__To do__. In the records below, reproduce exactly the lines from the one containing "Convert this screenshot" through the one containing "string; bg: string;", both included, and omit the pictures.

__Records with interface code__.
---*---

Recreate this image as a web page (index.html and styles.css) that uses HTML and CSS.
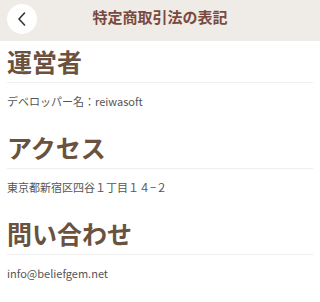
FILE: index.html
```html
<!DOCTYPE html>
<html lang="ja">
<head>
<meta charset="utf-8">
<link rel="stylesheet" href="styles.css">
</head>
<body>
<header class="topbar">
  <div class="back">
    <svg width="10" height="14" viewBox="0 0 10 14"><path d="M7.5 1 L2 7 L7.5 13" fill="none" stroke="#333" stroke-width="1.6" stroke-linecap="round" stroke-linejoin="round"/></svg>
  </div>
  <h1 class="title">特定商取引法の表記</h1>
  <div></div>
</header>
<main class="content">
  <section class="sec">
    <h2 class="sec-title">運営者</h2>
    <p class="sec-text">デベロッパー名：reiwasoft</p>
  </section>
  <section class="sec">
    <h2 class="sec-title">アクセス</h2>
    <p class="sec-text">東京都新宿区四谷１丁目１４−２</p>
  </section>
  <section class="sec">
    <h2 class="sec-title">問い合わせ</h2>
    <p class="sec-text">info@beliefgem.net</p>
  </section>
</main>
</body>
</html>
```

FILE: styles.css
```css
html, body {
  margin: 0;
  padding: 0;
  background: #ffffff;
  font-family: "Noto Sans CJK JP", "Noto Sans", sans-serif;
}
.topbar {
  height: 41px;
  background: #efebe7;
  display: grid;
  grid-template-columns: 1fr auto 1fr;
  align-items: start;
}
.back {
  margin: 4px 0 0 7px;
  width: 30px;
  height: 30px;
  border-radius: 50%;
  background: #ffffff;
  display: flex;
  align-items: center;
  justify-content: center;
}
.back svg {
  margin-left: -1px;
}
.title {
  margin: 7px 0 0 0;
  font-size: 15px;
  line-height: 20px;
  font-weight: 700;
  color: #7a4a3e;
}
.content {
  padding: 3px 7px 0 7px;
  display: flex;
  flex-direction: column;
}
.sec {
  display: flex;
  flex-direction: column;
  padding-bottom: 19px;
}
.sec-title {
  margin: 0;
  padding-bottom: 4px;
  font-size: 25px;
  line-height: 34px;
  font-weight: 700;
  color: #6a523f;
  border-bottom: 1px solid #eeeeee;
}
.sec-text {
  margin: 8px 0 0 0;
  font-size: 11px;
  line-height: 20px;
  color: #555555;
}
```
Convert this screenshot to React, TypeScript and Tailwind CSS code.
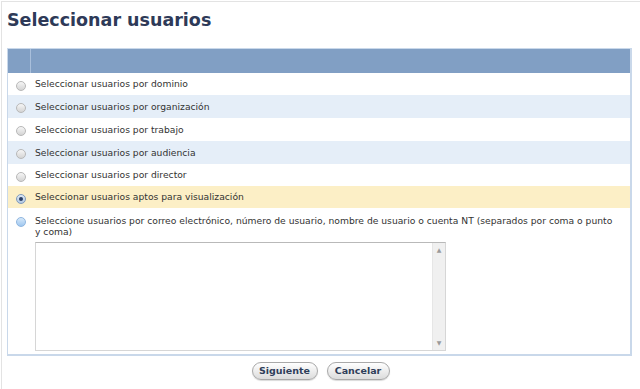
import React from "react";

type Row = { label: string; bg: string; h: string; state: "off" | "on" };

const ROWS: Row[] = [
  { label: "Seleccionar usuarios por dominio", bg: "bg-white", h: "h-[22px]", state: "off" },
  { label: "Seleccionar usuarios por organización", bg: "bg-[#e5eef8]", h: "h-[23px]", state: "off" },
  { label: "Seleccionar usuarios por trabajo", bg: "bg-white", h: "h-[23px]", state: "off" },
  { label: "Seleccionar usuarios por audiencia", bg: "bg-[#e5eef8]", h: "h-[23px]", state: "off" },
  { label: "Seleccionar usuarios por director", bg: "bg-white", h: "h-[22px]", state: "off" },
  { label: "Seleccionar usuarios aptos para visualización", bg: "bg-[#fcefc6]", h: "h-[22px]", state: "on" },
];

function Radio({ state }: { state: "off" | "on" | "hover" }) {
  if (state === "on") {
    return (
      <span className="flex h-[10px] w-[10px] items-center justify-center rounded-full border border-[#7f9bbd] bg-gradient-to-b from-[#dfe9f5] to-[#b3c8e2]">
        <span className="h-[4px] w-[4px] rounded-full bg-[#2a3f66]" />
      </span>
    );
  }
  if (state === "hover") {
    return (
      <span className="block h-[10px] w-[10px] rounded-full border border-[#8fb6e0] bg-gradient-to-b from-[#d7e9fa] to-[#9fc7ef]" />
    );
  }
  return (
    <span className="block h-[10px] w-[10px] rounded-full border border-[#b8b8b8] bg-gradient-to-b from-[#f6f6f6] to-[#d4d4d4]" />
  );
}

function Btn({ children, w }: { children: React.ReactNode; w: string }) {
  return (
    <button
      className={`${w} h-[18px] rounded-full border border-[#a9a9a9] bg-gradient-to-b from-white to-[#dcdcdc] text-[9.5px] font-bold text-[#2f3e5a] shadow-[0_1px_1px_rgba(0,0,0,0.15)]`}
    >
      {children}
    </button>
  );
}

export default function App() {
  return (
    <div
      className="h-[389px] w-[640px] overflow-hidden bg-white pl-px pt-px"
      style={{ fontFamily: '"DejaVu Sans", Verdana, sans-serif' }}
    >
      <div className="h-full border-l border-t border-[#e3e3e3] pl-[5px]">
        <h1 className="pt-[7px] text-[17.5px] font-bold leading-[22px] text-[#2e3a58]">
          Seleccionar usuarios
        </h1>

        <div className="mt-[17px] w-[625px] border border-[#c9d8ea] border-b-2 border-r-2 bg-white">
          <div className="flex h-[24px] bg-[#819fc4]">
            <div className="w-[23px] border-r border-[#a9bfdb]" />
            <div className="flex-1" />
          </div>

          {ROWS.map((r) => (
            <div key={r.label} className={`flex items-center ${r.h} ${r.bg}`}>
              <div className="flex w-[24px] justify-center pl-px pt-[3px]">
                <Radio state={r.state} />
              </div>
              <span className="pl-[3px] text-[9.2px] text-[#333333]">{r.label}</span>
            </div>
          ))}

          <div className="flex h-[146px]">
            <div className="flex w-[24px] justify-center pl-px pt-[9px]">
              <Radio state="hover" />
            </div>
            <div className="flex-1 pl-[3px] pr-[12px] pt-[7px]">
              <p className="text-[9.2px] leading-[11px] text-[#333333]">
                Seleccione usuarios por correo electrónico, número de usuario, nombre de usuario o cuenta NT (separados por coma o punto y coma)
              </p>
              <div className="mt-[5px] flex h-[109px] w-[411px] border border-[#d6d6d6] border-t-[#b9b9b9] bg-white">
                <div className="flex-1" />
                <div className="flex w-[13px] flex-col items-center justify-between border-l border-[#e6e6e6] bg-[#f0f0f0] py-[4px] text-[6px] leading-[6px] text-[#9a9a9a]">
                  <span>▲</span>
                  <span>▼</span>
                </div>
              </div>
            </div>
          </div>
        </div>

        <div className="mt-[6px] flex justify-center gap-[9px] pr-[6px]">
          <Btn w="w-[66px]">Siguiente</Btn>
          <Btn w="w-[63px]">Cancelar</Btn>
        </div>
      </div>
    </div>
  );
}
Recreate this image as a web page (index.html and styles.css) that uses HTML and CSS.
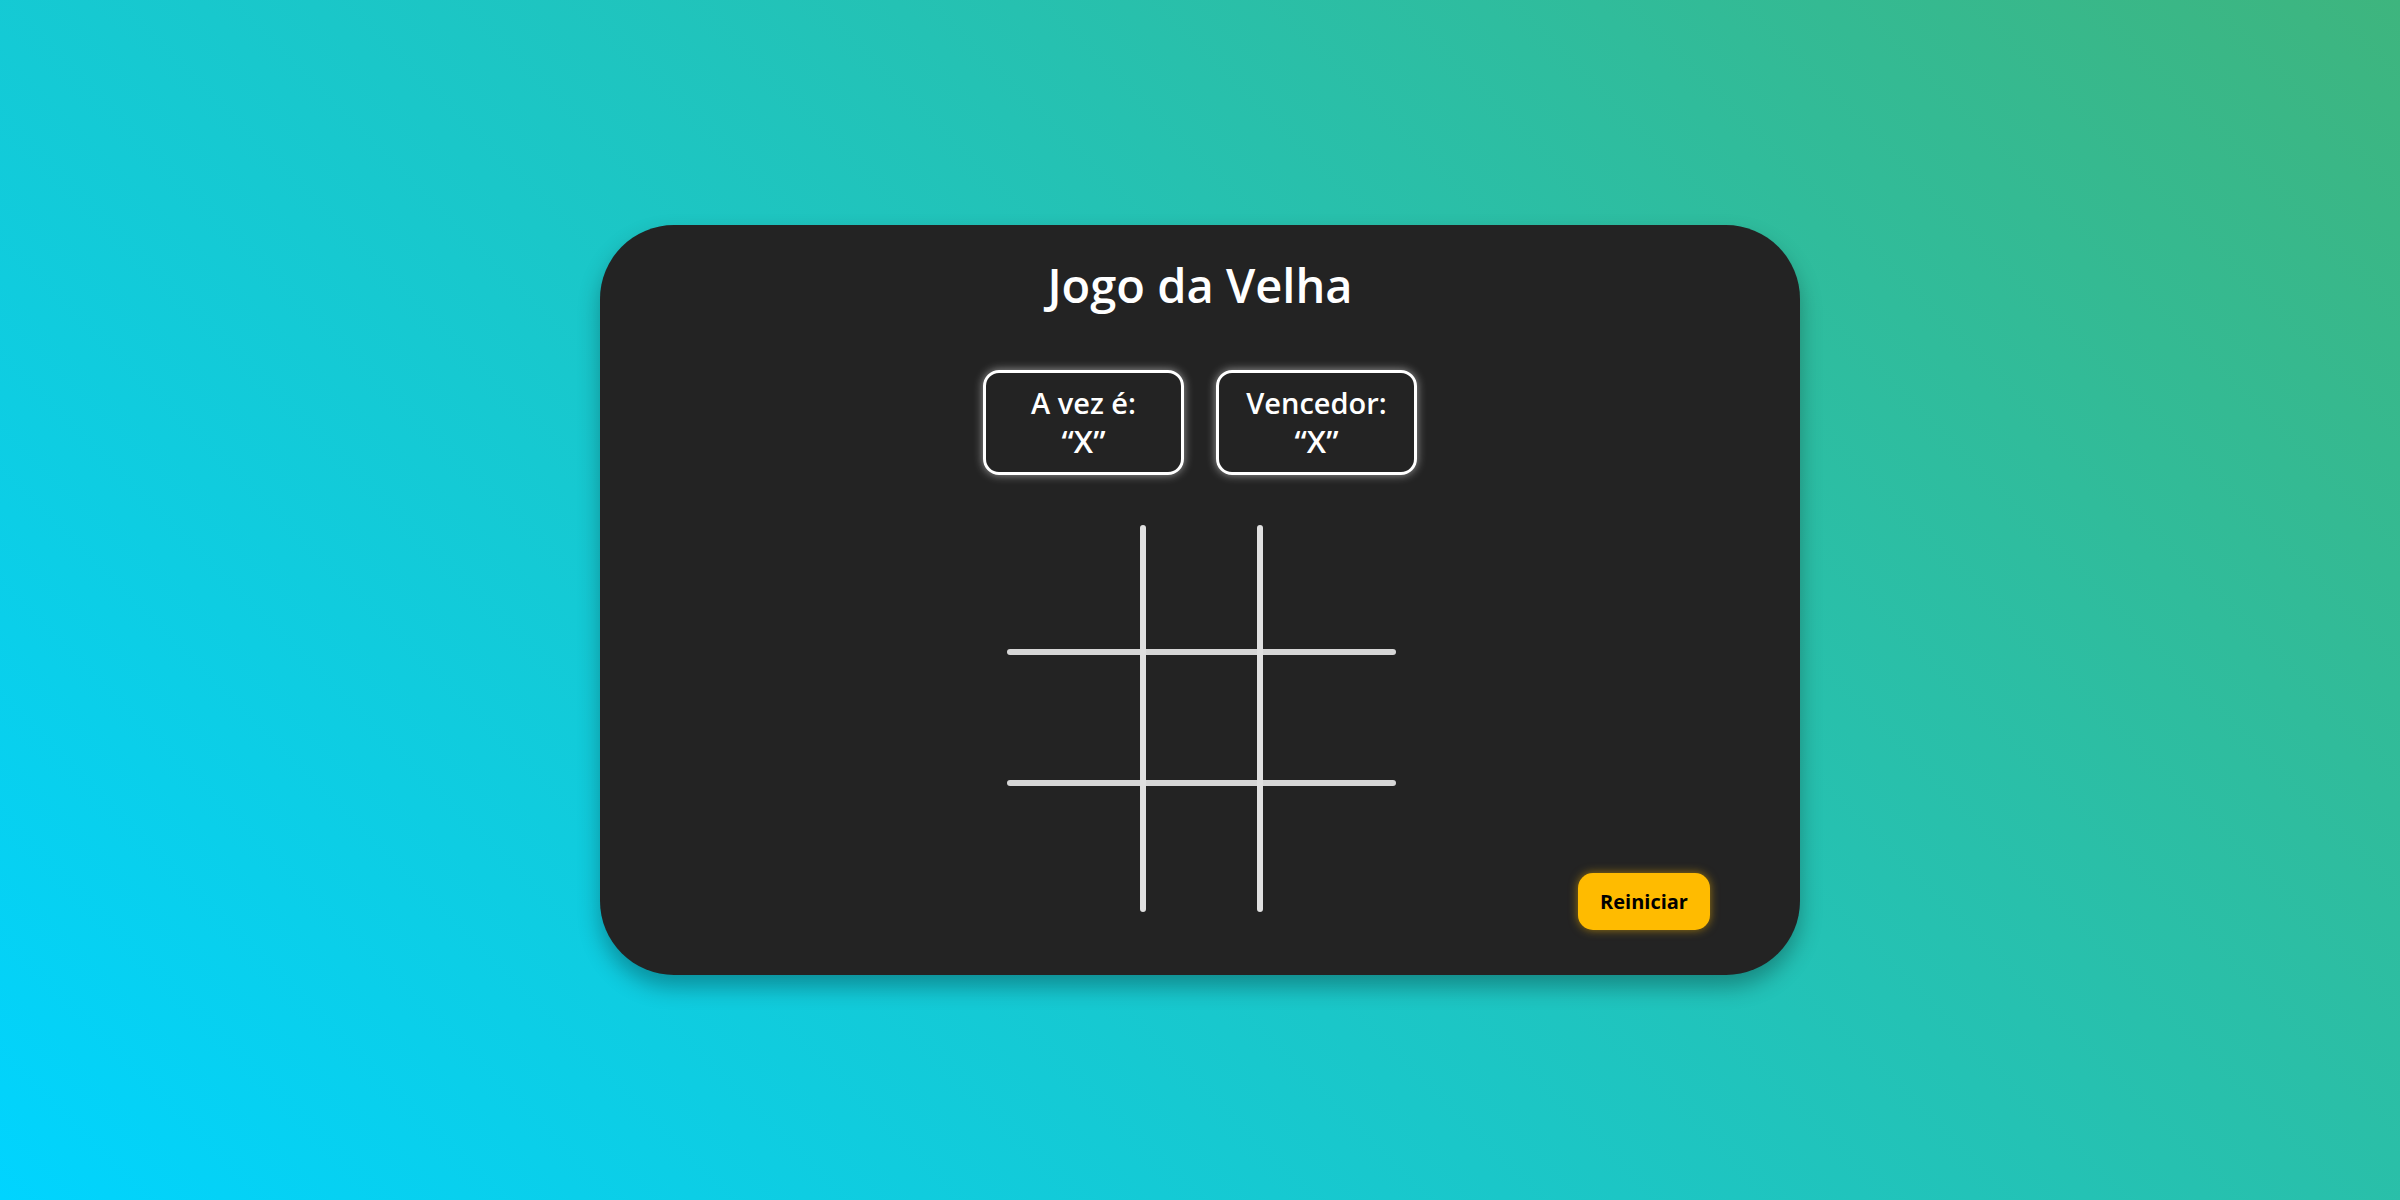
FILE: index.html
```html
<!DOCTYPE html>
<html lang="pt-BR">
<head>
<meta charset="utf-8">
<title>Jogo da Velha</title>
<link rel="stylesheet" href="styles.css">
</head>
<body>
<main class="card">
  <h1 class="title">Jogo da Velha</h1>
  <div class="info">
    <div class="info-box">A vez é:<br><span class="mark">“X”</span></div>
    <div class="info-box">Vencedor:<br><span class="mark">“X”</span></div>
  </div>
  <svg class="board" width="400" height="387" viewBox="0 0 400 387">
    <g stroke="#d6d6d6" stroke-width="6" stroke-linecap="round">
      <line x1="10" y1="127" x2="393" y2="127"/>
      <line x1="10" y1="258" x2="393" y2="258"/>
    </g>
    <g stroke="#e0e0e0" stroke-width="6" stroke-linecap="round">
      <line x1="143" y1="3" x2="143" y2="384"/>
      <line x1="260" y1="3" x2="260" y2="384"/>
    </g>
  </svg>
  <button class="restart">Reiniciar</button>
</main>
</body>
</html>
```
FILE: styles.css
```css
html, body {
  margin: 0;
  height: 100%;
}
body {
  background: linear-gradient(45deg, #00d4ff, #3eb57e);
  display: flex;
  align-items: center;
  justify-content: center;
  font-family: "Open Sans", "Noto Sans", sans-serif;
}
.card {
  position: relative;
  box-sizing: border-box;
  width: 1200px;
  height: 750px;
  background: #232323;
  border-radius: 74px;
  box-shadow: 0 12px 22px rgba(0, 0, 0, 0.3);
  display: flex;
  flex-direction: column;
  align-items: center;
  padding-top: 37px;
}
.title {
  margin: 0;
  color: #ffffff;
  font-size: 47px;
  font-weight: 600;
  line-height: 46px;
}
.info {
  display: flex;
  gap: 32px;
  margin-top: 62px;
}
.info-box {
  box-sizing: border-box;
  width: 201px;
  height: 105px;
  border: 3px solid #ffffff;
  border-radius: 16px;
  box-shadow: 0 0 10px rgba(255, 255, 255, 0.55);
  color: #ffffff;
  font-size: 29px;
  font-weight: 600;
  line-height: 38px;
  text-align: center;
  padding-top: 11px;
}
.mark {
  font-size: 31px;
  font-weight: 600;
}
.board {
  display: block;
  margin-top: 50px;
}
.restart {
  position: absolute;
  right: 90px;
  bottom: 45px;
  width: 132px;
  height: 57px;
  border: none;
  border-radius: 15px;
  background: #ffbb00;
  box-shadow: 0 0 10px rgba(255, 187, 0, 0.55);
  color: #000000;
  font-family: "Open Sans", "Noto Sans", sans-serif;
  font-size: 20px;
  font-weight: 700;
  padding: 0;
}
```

---*---

__Output for this task__.
Convert this screenshot to React, TypeScript and Tailwind CSS code.
import React from "react";

type Row = { label: string; bg: string; h: string; state: "off" | "on" };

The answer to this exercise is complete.